Trade Resources Industry Views Suspension of Bidding for Thameslink Rail Franchise Acted as a Proof of Concept

Suspension of Bidding for Thameslink Rail Franchise Acted as a Proof of Concept

The suspension of bidding for the Thameslink rail franchise acted as a proof of concept for operator Go-Ahead's decision to move to a cloud-based collaboration platform.

The incompetent handling of the bidding for the West Coast rail franchise, which Virgin Trains lost to First Group only for the decision to be reversed after mistakes were revealed, led to the suspension of other ongoing bidding processes for rail operations, including the Thameslink rail service.

Rail Franchise Suspension Proves Cloud Concept for Operator Go-Ahead

One of the bidders, Go-Ahead Group, said its recent decision to move to Huddle's cloud-based collaboration platform has proved a good one in the light of the suspension.

Retaining data with cloud-based collaboration

Kevin Goodman, head of business excellence at Go-Ahead Group, says that, before using Huddle, when the group bid for a franchise it would have a group of people working separately on collecting all the information required. Bidding teams would be put together for short periods of intense work. These people would communicate via email and store important data on their own computers. Traditionally, all the data garnered would be dispersed at the end of the project and lost to the business.

"We would get to the end of a bid process and people and data would then be dispersed," said Goodman.

The information in bids will include reports as well as data from the Department of Transport and information such as the results of passenger surveys.

The use of Huddle's cloud-based collaboration software means all the work done by the team, including the latest version, is centrally stored and retained by the company. The suspension of the Thameslink bidding in the past would have meant releasing consultants from the project and losing all the work done. Today, the consultants can be released and come back to the project when bidding restarts without any information lost.

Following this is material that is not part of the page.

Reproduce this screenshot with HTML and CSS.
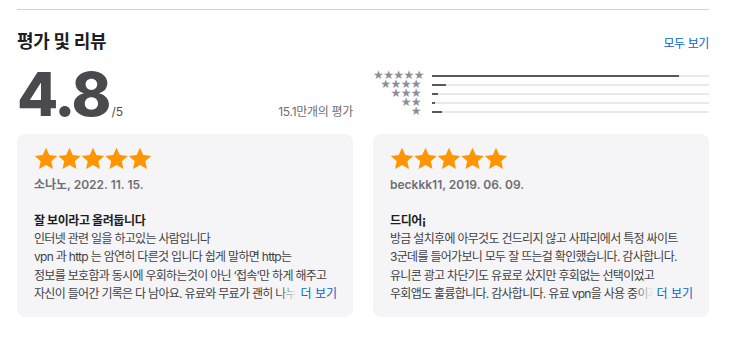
FILE: index.html
```html
<!DOCTYPE html>
<html>
<head>
	<title>평가 및 리뷰</title>
	<meta name="viewport" content="width=device-width">
	<link rel="stylesheet" href="styles.css">
</head>
<body>
	<section class="ratings">
		<div class="head">
			<h2>평가 및 리뷰</h2>
			<a class="all" href="#">모두 보기</a>
		</div>

		<div class="summary">
			<div class="score">
				<div class="avg"><span class="num">4.8</span><span class="of">/5</span></div>
				<div class="count">15.1만개의 평가</div>
			</div>
			<div class="hist">
				<div class="row"><span class="lbl">★★★★★</span><span class="bar"><i style="width:89%"></i></span></div>
				<div class="row"><span class="lbl">★★★★</span><span class="bar"><i style="width:5%"></i></span></div>
				<div class="row"><span class="lbl">★★★</span><span class="bar"><i style="width:2%"></i></span></div>
				<div class="row"><span class="lbl">★★</span><span class="bar"><i style="width:1%"></i></span></div>
				<div class="row"><span class="lbl">★</span><span class="bar"><i style="width:3.5%"></i></span></div>
			</div>
		</div>

		<div class="cards">
			<div class="card">
				<svg class="stars" width="118" height="24" viewBox="0 0 118 24">
					<defs>
						<path id="st" d="M12 0.8l3.3 7.3 7.9 0.8-5.9 5.3 1.7 7.8L12 18l-7 4 1.7-7.8L0.8 8.9l7.9-0.8z"/>
					</defs>
					<use href="#st" x="0"/><use href="#st" x="23.5"/><use href="#st" x="47"/><use href="#st" x="70.5"/><use href="#st" x="94"/>
				</svg>
				<div class="by">소나노, 2022. 11. 15.</div>
				<div class="title">잘 보이라고 올려둡니다</div>
				<div class="body">
					<div>인터넷 관련 일을 하고있는 사람입니다</div>
					<div>vpn 과 http 는 암연히 다른것 입니다 쉽게 말하면 http는</div>
					<div>정보를 보호함과 동시에 우회하는것이 아닌 ‘접속’만 하게 해주고</div>
					<div class="last">자신이 들어간 기록은 다 남아요. 유료와 무료가 괜히 나누어져 있는게 아니에요<a class="more" href="#">더 보기</a></div>
				</div>
			</div>
			<div class="card">
				<svg class="stars" width="118" height="24" viewBox="0 0 118 24">
					<use href="#st" x="0"/><use href="#st" x="23.5"/><use href="#st" x="47"/><use href="#st" x="70.5"/><use href="#st" x="94"/>
				</svg>
				<div class="by">beckkk11, 2019. 06. 09.</div>
				<div class="title">드디어¡</div>
				<div class="body">
					<div>방금 설치후에 아무것도 건드리지 않고 사파리에서 특정 싸이트</div>
					<div>3군데를 들어가보니 모두 잘 뜨는걸 확인했습니다. 감사합니다.</div>
					<div>유니콘 광고 차단기도 유료로 샀지만 후회없는 선택이었고</div>
					<div class="last">우회앱도 훌륭합니다. 감사합니다. 유료 vpn을 사용 중이지만 이 앱이 더 좋아요<a class="more" href="#">더 보기</a></div>
				</div>
			</div>
		</div>
	</section>
</body>
</html>
```

FILE: styles.css
```css
*{
	margin: 0;
	padding: 0;
	box-sizing: border-box;
}
body{
	font-family: "Inter", "Noto Sans CJK KR", sans-serif;
	color: #1d1d1f;
	background: #fff;
}
a{
	color: #0066cc;
	text-decoration: none;
}
.ratings{
	margin: 9px 32px 0 17px;
	border-top: 1px solid #d2d2d7;
}
.head{
	display: flex;
	justify-content: space-between;
	align-items: baseline;
	margin-top: 20px;
}
.head h2{
	font-size: 18px;
	line-height: 24px;
	font-weight: 700;
	letter-spacing: -0.3px;
}
.all{
	font-size: 12px;
	letter-spacing: -0.4px;
}
.summary{
	display: grid;
	grid-template-columns: minmax(0, 1fr) minmax(0, 1fr);
	column-gap: 20px;
	margin-top: 12px;
}
.score{
	display: flex;
	justify-content: space-between;
	align-items: baseline;
}
.num{
	font-size: 60px;
	line-height: 56px;
	font-weight: 800;
	letter-spacing: -2px;
	color: #4a4a4e;
}
.of{
	font-size: 12px;
	color: #4a4a4e;
	margin-left: 2px;
}
.count{
	font-size: 12px;
	color: #6e6e73;
	letter-spacing: -0.3px;
}
.hist{
	padding-top: 5px;
}
.row{
	display: flex;
	align-items: center;
	height: 9px;
}
.lbl{
	width: 48px;
	text-align: right;
	font-family: "DejaVu Sans", sans-serif;
	font-size: 12px;
	line-height: 9px;
	color: #8e8e93;
	letter-spacing: -0.6px;
}
.bar{
	flex: 1;
	height: 2px;
	margin-left: 11px;
	background: #e8e8ed;
}
.bar i{
	display: block;
	height: 100%;
	background: #58585c;
}
.cards{
	display: grid;
	grid-template-columns: minmax(0, 1fr) minmax(0, 1fr);
	column-gap: 20px;
	margin-top: 12px;
}
.card{
	background: #f5f5f7;
	border-radius: 8px;
	padding: 13px 16px 16px 17px;
	height: 183px;
	min-width: 0;
}
.stars{
	display: block;
	fill: #ff9500;
}
.by{
	margin-top: 5px;
	font-size: 12px;
	line-height: 18px;
	font-weight: 600;
	color: #6e6e73;
}
.title{
	margin-top: 18px;
	font-size: 12px;
	line-height: 18px;
	font-weight: 700;
	letter-spacing: -0.4px;
}
.body{
	font-size: 12px;
	line-height: 18.3px;
	color: #424245;
	letter-spacing: -0.7px;
	white-space: nowrap;
	overflow: hidden;
}
.last{
	position: relative;
	overflow: hidden;
}
.more{
	position: absolute;
	right: 0;
	top: 0;
	padding-left: 22px;
	letter-spacing: 0;
	background: linear-gradient(to right, rgba(245,245,247,0), #f5f5f7 18px);
}
```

"We had to scale back our bid team in less than a week," says Goodman. The expense of keeping consultants on for an indefinite period of time was not an option, due to high costs. "We would normally not have been able to disperse the team so quickly and would have lost all the information."

"Now when the bidding restarts, we will just be able to pick it up where we left off."

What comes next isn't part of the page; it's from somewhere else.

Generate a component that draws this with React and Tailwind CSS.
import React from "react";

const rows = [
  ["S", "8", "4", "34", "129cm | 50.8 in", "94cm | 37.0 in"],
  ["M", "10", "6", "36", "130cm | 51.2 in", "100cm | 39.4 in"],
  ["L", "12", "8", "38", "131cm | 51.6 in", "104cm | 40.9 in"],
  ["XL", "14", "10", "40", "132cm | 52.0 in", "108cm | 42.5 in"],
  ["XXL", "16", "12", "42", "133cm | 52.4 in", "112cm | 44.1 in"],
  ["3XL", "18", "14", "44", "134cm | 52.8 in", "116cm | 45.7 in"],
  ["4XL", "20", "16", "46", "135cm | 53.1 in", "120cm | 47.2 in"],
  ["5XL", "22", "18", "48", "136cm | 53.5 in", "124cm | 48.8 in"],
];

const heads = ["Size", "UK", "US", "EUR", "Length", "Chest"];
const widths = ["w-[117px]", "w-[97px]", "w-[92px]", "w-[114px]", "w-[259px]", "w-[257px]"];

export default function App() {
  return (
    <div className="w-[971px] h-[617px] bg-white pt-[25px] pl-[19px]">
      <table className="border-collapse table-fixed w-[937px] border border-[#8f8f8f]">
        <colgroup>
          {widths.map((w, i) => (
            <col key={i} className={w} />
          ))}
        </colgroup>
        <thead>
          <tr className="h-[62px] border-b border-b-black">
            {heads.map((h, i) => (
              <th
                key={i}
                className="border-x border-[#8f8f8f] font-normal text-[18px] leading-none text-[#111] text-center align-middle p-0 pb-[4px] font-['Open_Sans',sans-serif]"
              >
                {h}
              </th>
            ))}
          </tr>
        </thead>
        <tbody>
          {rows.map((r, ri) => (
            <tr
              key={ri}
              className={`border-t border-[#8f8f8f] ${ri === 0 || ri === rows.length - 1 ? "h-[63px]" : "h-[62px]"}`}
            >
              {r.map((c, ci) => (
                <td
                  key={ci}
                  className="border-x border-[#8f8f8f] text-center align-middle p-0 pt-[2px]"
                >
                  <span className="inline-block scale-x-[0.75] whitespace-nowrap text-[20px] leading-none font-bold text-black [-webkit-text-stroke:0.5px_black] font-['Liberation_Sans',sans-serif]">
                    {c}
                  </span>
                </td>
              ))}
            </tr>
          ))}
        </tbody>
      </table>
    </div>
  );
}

Collaboration saves time for bidding teams

Goodman says that, while bidding project teams have remained the same size, with the Huddle service they are able to get bids up and running much quicker. The cloud-based collaboration ensures that anybody, regardless of location, can get involved and all participants know when they are working on the most up to date version of the bid.

Go-Ahead is an operator of rail franchises including South Eastern and Southern and runs numerous bus services.

Goodman said the rail division of Go-Ahead specified a requirement to retain corporate knowledge after a bid was over and the IT department, which itself used Huddle, recommended the cloud base service.

Goodman says the improvements to processes, not taking into account cost savings, are substantial. "The efficiencies we have seen already comes more from the fact that we can retain information."

Hundreds of thousands of US public sector workers have access to cloud-based collaboration software from UK IT firm Huddle after two major US government departments signed up.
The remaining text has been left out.